Cette brève description de la famille Thorpe a pour but de remplacer l’inévitable, interminable et minutieux récit détaillé que Mrs. Thorpe ferait elle-même sur ses aventures passées, ses souffrances… récit que l’on devrait s’attendre à voir occuper les trois ou quatre chapitres suivants ; on y verrait l’indignité des lords et des avoués occuper le devant de la scène et l’on y trouverait rapportées par le menu des conversations vieilles de vingt ans. » p.34
« Si une matinée pluvieuse les privait d’autres plaisirs, elles tenaient quand même à se voir au mépris de la pluie et de la boue, et s’enfermaient ensemble pour lire des romans. Des romans, oui, car je refuse d’obéir à cette coutume mesquine et peu politique qu’adoptent si souvent les auteurs et qui consiste à déconsidérer, par une censure des plus méprisantes, le genre d’œuvres même dont ils sont en train d’accroître le nombre. Ils rejoignent là leurs pires ennemis pour octroyer à de tels ouvrages les épithètes les plus cruelles et n’autorisent presque jamais leur héroïne à lire des romans. […] Je ne saurais défendre une telle attitude. Laissons aux critiques le soin de dénigrer à loisir toute effusion d’imagination, laissons-leur le soin de parler, à propos de tout nouveau roman et en un style rebattu, de la camelote sur laquelle ahanent de nos jours les presses. […] Bien que nos productions aient offert aux lecteurs un plaisir plus grand, plus sincère que celles d’aucune autre corporation littéraire en ce monde, aucun genre, jamais, ne fût plus décrié. Quelle qu’en soit la cause, la vanité, l’ignorance ou la mode, nous avons presque autant d’ennemis que de lecteurs, et […] il semble presque correspondre à une volonté générale de décrier le talent et de mésestimer le travail du romancier, de dédaigner des œuvres qui n’ont pour les recommander que le génie, l’esprit et le bon goût. » p.37-38 (je m’excuse pour la longueur de celle-ci..)

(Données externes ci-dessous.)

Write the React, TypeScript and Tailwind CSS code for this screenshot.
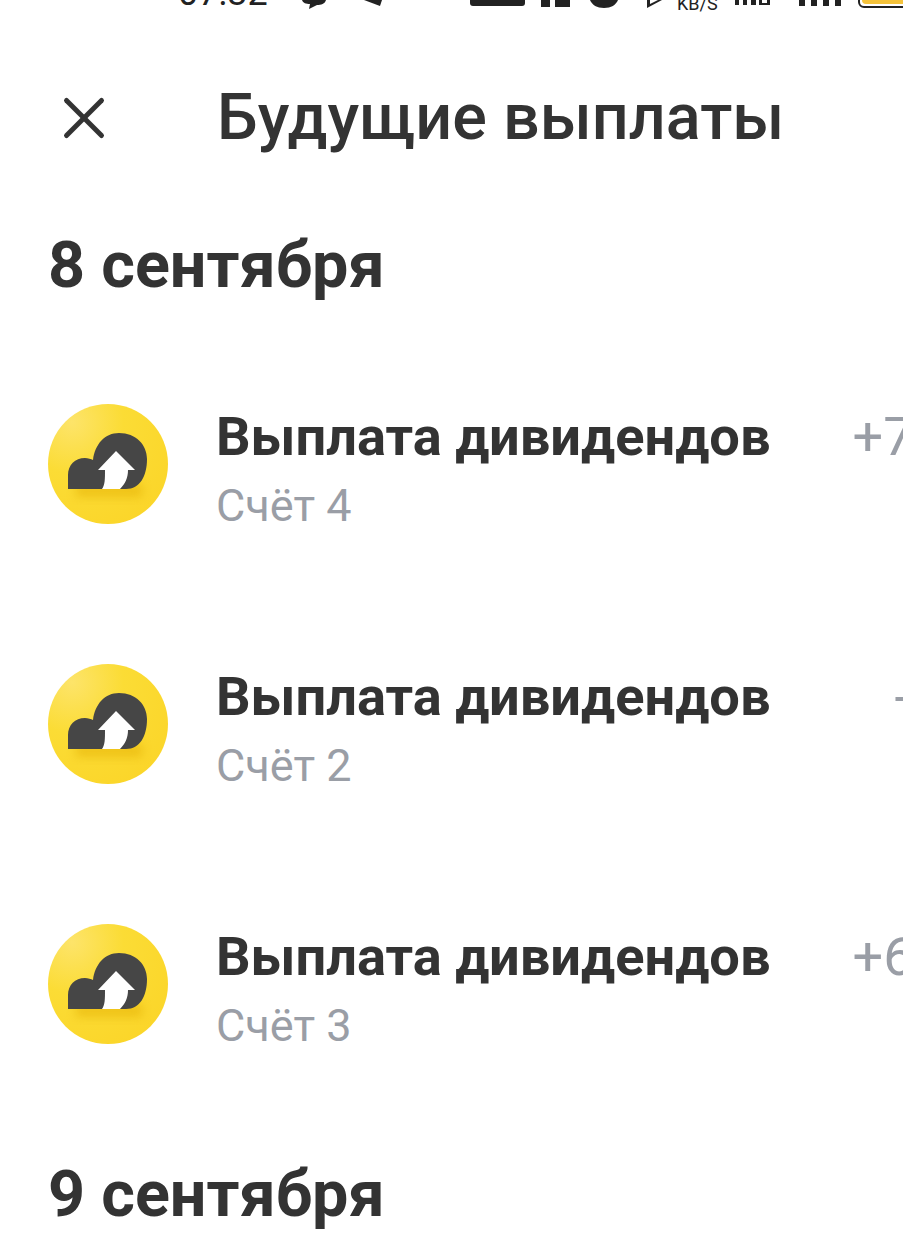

« Par la force de l’habitude, elle n’était guère dérangée par les remarques et exclamations de Mrs. Allen qui, étant donné le vide de son esprit et son incapacité à penser, ne parlait jamais beaucoup mais ne pouvait jamais non plus rester tout à fait silencieuse. » p.65
« Elle souffrit cependant le mercredi soir d’une insomnie de dix minutes […] » p.80
Et enfin, pour finir, un extrait que je trouve particulièrement bien écrit, et qui m’a fait aimer plus encore le personnage d’Henry Tilney :
« Je dois finir de lire quelques brochures avant de pouvoir aller dormir, dit-il à Catherine, et les affaires de la nation m’occuperont peut-être encore quand vous serez endormie depuis bien longtemps déjà. Pouvons-nous, chacun de notre côté, mieux employer notre temps ? Mes yeux se fatigueront pour le bien d’autrui, et les vôtres, par le sommeil, prépareront les ravages qu’ils feront demain. » p. 204
Autour du livre :
- Jane Austen est une écrivaine anglaise née le 16 décembre 1775 et décédée le 18 juillet 1817. Elle a d’abord connu le succès avec la parution de « Raison et sentiments » en 1811 (publié de façon anonyme), « Orgueil et préjugés » en 1813, « Mansfield Park » en 1814 et « Emma » en 1816. Deux autres de ses romans, « Northanger Abbey » et « Persuasion« , ont tous deux été publiés de manière posthume en 1818. Elle a commencé en janvier 1817 son dernier roman, qui sera nommé « Sanditon« , mais ne l’a pas achevé.
- La page Wikipédia qui lui est consacrée est tellement bien faite que je ne peux que vous diriger vers elle pour en savoir plus sur cette superbe auteure.
Cette lecture entre dans le cadre du challenge « Gilmore Girls » organisée par Karine.